> Entries shown
────

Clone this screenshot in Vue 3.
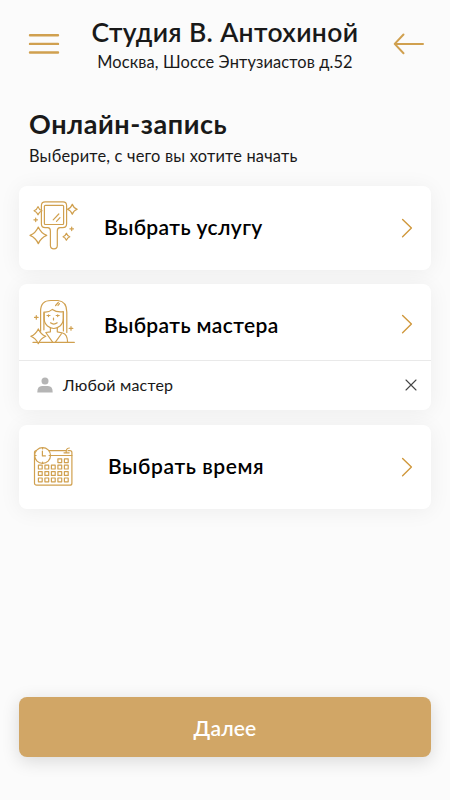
<template>
  <div class="page">
    <header class="header">
      <button class="icon-btn" aria-label="Меню">
        <svg width="32" height="24" viewBox="0 0 32 24">
          <path d="M2 3.2H30M2 11.9H30M2 20.5H30" />
        </svg>
      </button>
      <div class="studio">
        <h1>Студия В. Антохиной</h1>
        <p>Москва, Шоссе Энтузиастов д.52</p>
      </div>
      <button class="icon-btn" aria-label="Назад">
        <svg class="arrow" width="32" height="24" viewBox="0 0 32 24">
          <path d="M30 11.9H2M10.5 2.5L1.7 11.9L10.5 21.2" />
        </svg>
      </button>
    </header>

    <section class="intro">
      <h2>Онлайн-запись</h2>
      <p>Выберите, с чего вы хотите начать</p>
    </section>

    <main class="cards">
      <div v-for="step in steps" :key="step.id" class="card" :class="step.id">
        <div class="row">
          <svg v-if="step.id === 'service'" class="pic" width="52" height="54" viewBox="0 0 52 54">
            <path d="M16.2 3.8H34Q37.6 3.8 37.6 7.6V25.8Q37.6 29.7 33.6 29.7H31Q28.3 29.8 28.3 33V47.5Q28.3 50.8 24.9 50.8T21.4 47.5V33Q21.4 29.8 18.7 29.7H16.2Q12.4 29.7 12.4 25.8V7.6Q12.4 3.8 16.2 3.8Z" />
            <rect x="15.4" y="7.3" width="19.2" height="19.2" rx="1" />
            <path d="M24.2 21.8L29.8 16M27.5 23.3L31 19.7" />
            <path class="fill" d="M9 8.6Q10 11.7 13 12.7Q10 13.7 9 16.8Q8 13.7 5 12.7Q8 11.7 9 8.6Z" />
            <path class="fill" d="M43.3 6.2Q44.6 10 48.2 11.3Q44.6 12.6 43.3 16.3Q42 12.6 38.4 11.3Q42 10 43.3 6.2Z" />
            <path class="fill" d="M9.3 29Q11.8 35 17.7 37.4Q11.8 39.8 9.3 45.7Q6.8 39.8 1 37.4Q6.8 35 9.3 29Z" />
            <path d="M37.4 35.2Q38.3 37.8 40.8 38.7Q38.3 39.6 37.4 42.2Q36.5 39.6 34 38.7Q36.5 37.8 37.4 35.2Z" />
            <path d="M6.7 20V23.6M4.9 21.8H8.5M42.7 29V32.6M40.9 30.8H44.5" />
          </svg>
          <svg v-else-if="step.id === 'master'" class="pic" width="52" height="54" viewBox="0 0 52 54">
            <path d="M11.6 33.2V13.2Q11.6 2.5 22 2.5H29Q37.8 3.5 37.8 14V34.4" />
            <path d="M14.9 31.8V14Q20 14.5 23.4 11.4Q28 14.8 34.4 13.7V33" />
            <path d="M15.2 15V20.5Q15.2 25 18.5 28Q24.8 33 31 28Q34.3 25 34.3 20.5V15" />
            <path d="M21.4 29.7V33.8L16.8 34.5L23.6 44.2M28.3 29.7V33.8L33.6 35Q38.4 36.2 38.6 44.2M33 35L26.4 44.2" />
            <path d="M4 44.4H45.3" />
            <path d="M18 17.5H21M27.2 17.5H30.2M19.5 16.8V18.6M28.7 16.8V18.6M24.5 20V22" />
            <path d="M21.5 24.8Q24.8 27.3 28.2 24.8M26.6 7.5L29.3 4.5M29 7.5L30.5 5.6" />
            <path class="fill" d="M9.3 30.9Q11.7 36.2 16.8 38.3Q11.7 40.5 9.3 45.7Q6.9 40.5 1.8 38.3Q6.9 36.2 9.3 30.9Z" />
            <path d="M7.3 17.6V21.2M5.5 19.4H9.1M42 28.6V32.2M40.2 30.4H43.8" />
          </svg>
          <svg v-else class="pic" width="52" height="54" viewBox="0 0 52 54">
            <rect x="5.5" y="12.6" width="37.4" height="34.6" rx="2" />
            <path d="M21 17.5H42.9" />
            <path class="fill" d="M35 14.8H40.2M37.2 14.5Q36.8 10.2 40.3 10" />
            <circle class="fill" cx="13.6" cy="17.5" r="7.9" />
            <path d="M13.4 13V17.9H16.4M13.6 9.6V11M13.6 24V25.4M5.7 17.5H7.1M20.1 17.5H21.5" />
            <rect
              v-for="(d, i) in days"
              :key="i"
              :x="d.x"
              :y="d.y"
              width="3.8"
              height="3.8"
            />
          </svg>
          <span class="label">{{ step.label }}</span>
          <svg class="chevron" width="12" height="20" viewBox="0 0 12 20">
            <path d="M1.6 1.5L10.4 10.1L1.6 18.7" />
          </svg>
        </div>
        <div v-if="step.selected" class="selected">
          <svg class="person" width="16" height="16" viewBox="0 0 16 16">
            <circle cx="8" cy="4" r="3.5" />
            <path d="M0.3 15.4Q0.3 9 5 9H11Q15.7 9 15.7 15.4Z" />
          </svg>
          <span>{{ step.selected }}</span>
          <svg class="close" width="12" height="12" viewBox="0 0 12 12" @click="step.selected = null">
            <path d="M1 1L11 11M11 1L1 11" />
          </svg>
        </div>
      </div>
    </main>

    <button class="next">Далее</button>
  </div>
</template>

<script setup>
import { reactive } from 'vue'

const steps = reactive([
  { id: 'service', label: 'Выбрать услугу', selected: null },
  { id: 'master', label: 'Выбрать мастера', selected: 'Любой мастер' },
  { id: 'time', label: 'Выбрать время', selected: null }
])

// calendar squares, the first row has only the last two
const days = []
for (let r = 0; r < 4; r++) {
  for (let c = r === 0 ? 3 : 0; c < 5; c++) {
    days.push({ x: 9.4 + c * 6.5, y: 20.8 + r * 6.4 })
  }
}
</script>

<style>
body {
  background: #fbfbfb;
}
</style>

<style scoped>
.page {
  box-sizing: border-box;
  display: flex;
  flex-direction: column;
  width: 450px;
  height: 800px;
  padding: 0 19px 43px;
  background: #fbfbfb;
  color: #191919;
  font-family: Lato, 'Open Sans', sans-serif;
}
h1,
h2,
p {
  margin: 0;
  white-space: nowrap;
}
button {
  padding: 0;
  border: none;
  background: none;
  font-family: inherit;
  cursor: pointer;
}
svg {
  display: block;
  flex: none;
  fill: none;
  stroke: #d0a04f;
  stroke-linecap: round;
  stroke-linejoin: round;
}
.header {
  display: flex;
  justify-content: space-between;
  height: 88px;
  padding: 0 6px 0 9px;
}
.icon-btn {
  height: 24px;
  margin-top: 32px;
}
.icon-btn svg {
  stroke-width: 2.4;
}
.icon-btn .arrow {
  stroke-width: 2;
}
.studio {
  padding: 16px 3px 0 0;
  text-align: center;
}
h1 {
  font-size: 26.5px;
  line-height: 32px;
  font-weight: 600;
  letter-spacing: 0.36px;
}
.studio p {
  margin-top: 3px;
  font-size: 16.4px;
  line-height: 22px;
  letter-spacing: 0.12px;
}
.intro {
  height: 98px;
  padding: 20px 10px 0;
  box-sizing: border-box;
}
h2 {
  font-size: 27px;
  line-height: 32px;
  font-weight: 700;
  letter-spacing: 0.55px;
}
.intro p {
  margin-top: 5px;
  font-size: 16.4px;
  line-height: 22px;
  letter-spacing: 0.2px;
}
.cards {
  display: flex;
  flex-direction: column;
}
.card {
  border-radius: 8px;
  background: #fff;
  box-shadow: 0 2px 22px rgba(0, 0, 0, 0.06);
}
.row {
  display: flex;
  align-items: center;
  height: 84px;
  padding: 0 18px 0 10px;
}
.pic {
  align-self: flex-start;
  margin-top: 12px;
  stroke: #d0a04f;
  stroke-width: 1.2;
}
.pic .fill {
  fill: #fff;
}
.label {
  flex: 1;
  margin: -2px 0 0 23px;
  font-size: 21px;
  line-height: 28px;
  font-weight: 600;
  letter-spacing: 0.38px;
  color: #000;
}
.chevron {
  stroke: #d0983c;
  stroke-width: 1.4;
}
.master {
  margin: 14px 0 15px;
}
.master .row {
  height: 76px;
}
.master .pic {
  margin-top: 14px;
}
.master .label {
  margin-top: 6px;
}
.master .chevron {
  margin-top: 4px;
}
.time .pic {
  margin-top: 13px;
}
.time .label {
  margin-left: 27px;
  letter-spacing: 0.6px;
}
.selected {
  display: flex;
  align-items: center;
  height: 49px;
  padding: 0 14px 0 18px;
  border-top: 1px solid #e9e9e9;
  font-size: 16px;
}
.selected svg {
  margin-top: -2px;
}
.selected span {
  flex: 1;
  margin: -3px 0 0 10px;
  letter-spacing: 0.2px;
}
.person {
  fill: #b5b5b5;
  stroke: none;
}
.close {
  stroke: #444;
  stroke-width: 1.1;
  cursor: pointer;
}
.next {
  height: 60px;
  margin-top: auto;
  border-radius: 8px;
  background: #d1a666;
  box-shadow: 0 4px 18px rgba(0, 0, 0, 0.14);
  color: #fff;
  font-size: 21px;
  font-weight: 600;
  letter-spacing: 0.2px;
}
</style>
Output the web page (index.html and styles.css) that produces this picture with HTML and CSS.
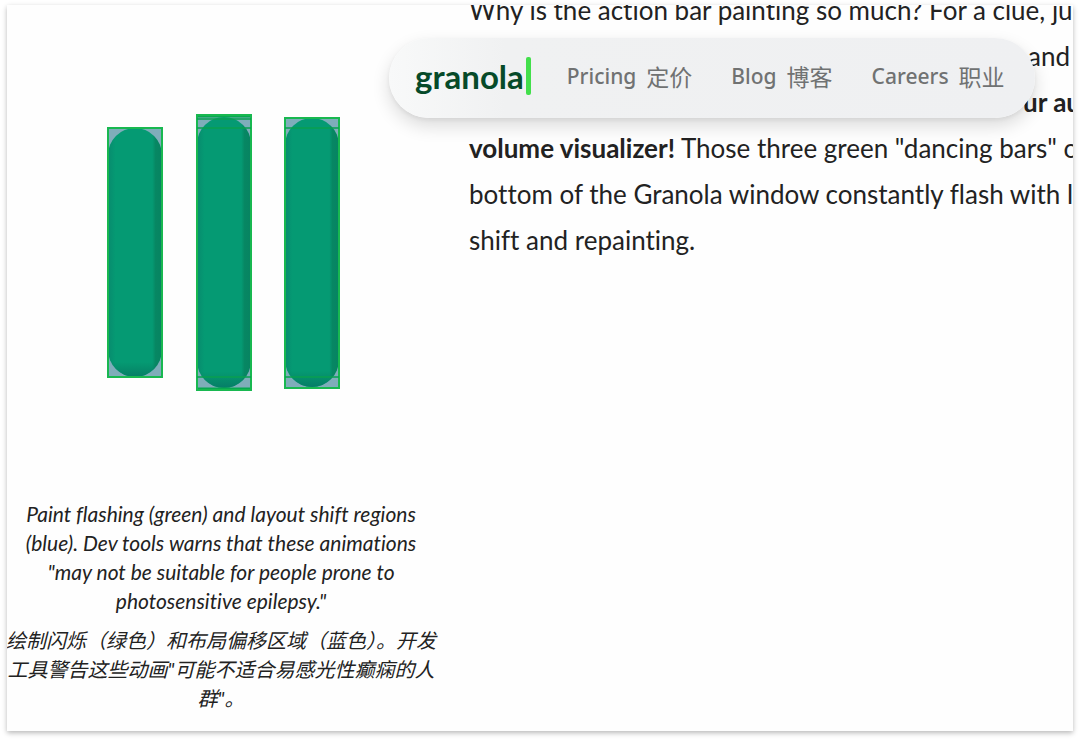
FILE: index.html
```
<!DOCTYPE html>
<html lang="en">
<head>
  <meta charset="utf-8">
  <meta name="viewport" content="width=device-width, initial-scale=1">
  <title>Granola</title>
  <link rel="stylesheet" href="styles.css">
</head>
<body>
<div class="page">
  <header class="navbar">
    <a class="logo" href="#">granola<span class="logo-cursor"></span></a>
    <nav class="nav-links">
      <a href="#">Pricing <span lang="zh-CN">定价</span></a>
      <a href="#">Blog <span lang="zh-CN">博客</span></a>
      <a href="#">Careers <span lang="zh-CN">职业</span></a>
    </nav>
  </header>
  <main class="article">
    <figure class="figure">
      <svg class="bars" viewBox="0 0 440 494" role="img" aria-label="Volume bars">
        <defs>
          <linearGradient id="side" x1="0" x2="1" y1="0" y2="0">
            <stop offset="0" stop-color="#088b6e"/>
            <stop offset="0.14" stop-color="#059a73"/>
            <stop offset="0.82" stop-color="#059a73"/>
            <stop offset="0.88" stop-color="#078763"/>
            <stop offset="1" stop-color="#078361"/>
          </linearGradient>
          <linearGradient id="foot" x1="0" x2="0" y1="0" y2="1">
            <stop offset="0.94" stop-color="#06805f" stop-opacity="0"/>
            <stop offset="1" stop-color="#067c68"/>
          </linearGradient>
        </defs>
        <g>
          <rect x="107" y="123" width="54" height="249" fill="#7fadba"/>
          <rect x="107" y="123" width="54" height="249" rx="27" fill="url(#side)"/>
          <rect x="107" y="123" width="54" height="249" rx="27" fill="url(#foot)"/>
          <rect x="107" y="123" width="54" height="249" fill="none" stroke="#18b850" stroke-width="2"/>
        </g>
        <g>
          <rect x="196" y="110" width="54" height="275" fill="#7fadba"/>
          <rect x="196" y="112" width="54" height="271" rx="27" fill="url(#side)"/>
          <rect x="196" y="112" width="54" height="271" rx="27" fill="url(#foot)"/>
          <path d="M196 111h54M196 384h54" stroke="#08a850" stroke-width="3"/>
          <rect x="196" y="110" width="54" height="275" fill="none" stroke="#18b850" stroke-width="2"/>
          <path d="M196 114h54M196 123h54M196 372h54" stroke="#08a050" stroke-width="1.5"/>
        </g>
        <g>
          <rect x="284" y="113" width="54" height="270" fill="#7fadba"/>
          <rect x="284" y="113" width="54" height="269" rx="27" fill="url(#side)"/>
          <rect x="284" y="113" width="54" height="269" rx="27" fill="url(#foot)"/>
          <rect x="284" y="113" width="54" height="270" fill="none" stroke="#18b850" stroke-width="2"/>
          <path d="M284 123h54M284 372h54" stroke="#08a050" stroke-width="1.5"/>
        </g>
      </svg>
      <figcaption class="caption">
        <p>Paint flashing (green) and layout shift regions<br>(blue). Dev tools warns that these animations<br>"may not be suitable for people prone to<br>photosensitive epilepsy."</p>
        <p lang="zh-CN">绘制闪烁（绿色）和布局偏移区域（蓝色）。开发<br>工具警告这些动画"可能不适合易感光性癫痫的人<br>群"。</p>
      </figcaption>
    </figure>
    <p class="copy">
      Why is the action bar painting so much? For a clue, jum<br>
      <span class="line-end">and</span><br>
      <strong><span class="line-end">ur au</span><br>
      volume visualizer!</strong> Those three green "dancing bars" o<br>
      bottom of the Granola window constantly flash with lo<br>
      shift and repainting.
    </p>
  </main>
</div>
</body>
</html>
```
FILE: styles.css
```
* {
  box-sizing: border-box;
}

body {
  margin: 0;
  padding: 5px 7px 9px;
  background: #fff;
  color: #222;
  font-family: Lato, "Noto Sans CJK SC", sans-serif;
  font-variant-ligatures: none;
}

.page {
  position: relative;
  overflow: hidden;
  padding-bottom: 18px;
  background: #fefefe;
  box-shadow: 0 2px 5px rgba(0, 0, 0, 0.28);
}

.navbar {
  position: absolute;
  z-index: 2;
  top: 33px;
  left: 382px;
  display: flex;
  align-items: center;
  gap: 36px;
  height: 80px;
  padding: 0 30px 4px 26px;
  border-radius: 40px;
  background: linear-gradient(90deg, #f8f9f9 0, #f0f1f2 18%, #eff0f2 100%);
  box-shadow: 0 8px 18px rgba(0, 0, 0, 0.14), 0 2px 4px rgba(0, 0, 0, 0.06);
}

.logo {
  display: flex;
  align-items: center;
  gap: 2px;
  color: #064a29;
  font-size: 33px;
  font-weight: 700;
  line-height: 40px;
  text-decoration: none;
}

.logo-cursor {
  width: 5px;
  height: 38px;
  border-radius: 2px;
  background: #42df4b;
}

.nav-links {
  display: flex;
  gap: 39px;
}

.nav-links a {
  display: flex;
  align-items: center;
  gap: 10px;
  color: #707272;
  font-family: "Noto Sans", "Noto Sans CJK SC", sans-serif;
  font-size: 21px;
  font-weight: 500;
  line-height: 32px;
  text-decoration: none;
}

.nav-links span {
  font-family: "Noto Sans CJK SC", sans-serif;
  font-size: 23px;
  font-weight: 400;
}

.article {
  display: grid;
  grid-template-columns: 440px 1fr;
  column-gap: 28px;
  margin-left: -6px;
}

.figure {
  margin: 0;
}

.bars {
  display: block;
  width: 100%;
}

.caption {
  font-size: 21px;
  font-style: italic;
  line-height: 29px;
  text-align: center;
  white-space: nowrap;
}

.caption p {
  margin: 0 0 11px;
}

.caption p:last-child {
  margin-bottom: 0;
  font-size: 20px;
}

.copy {
  min-width: 0;
  margin: -18px 0 0;
  font-size: 26px;
  line-height: 46px;
  white-space: nowrap;
}

.line-end {
  padding-left: 559px;
}

strong .line-end {
  padding-left: 554px;
}
```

────

> What you need to do
Each line containing "styles" counts once; state the total number of such lines and nothing else.

> Written reply
3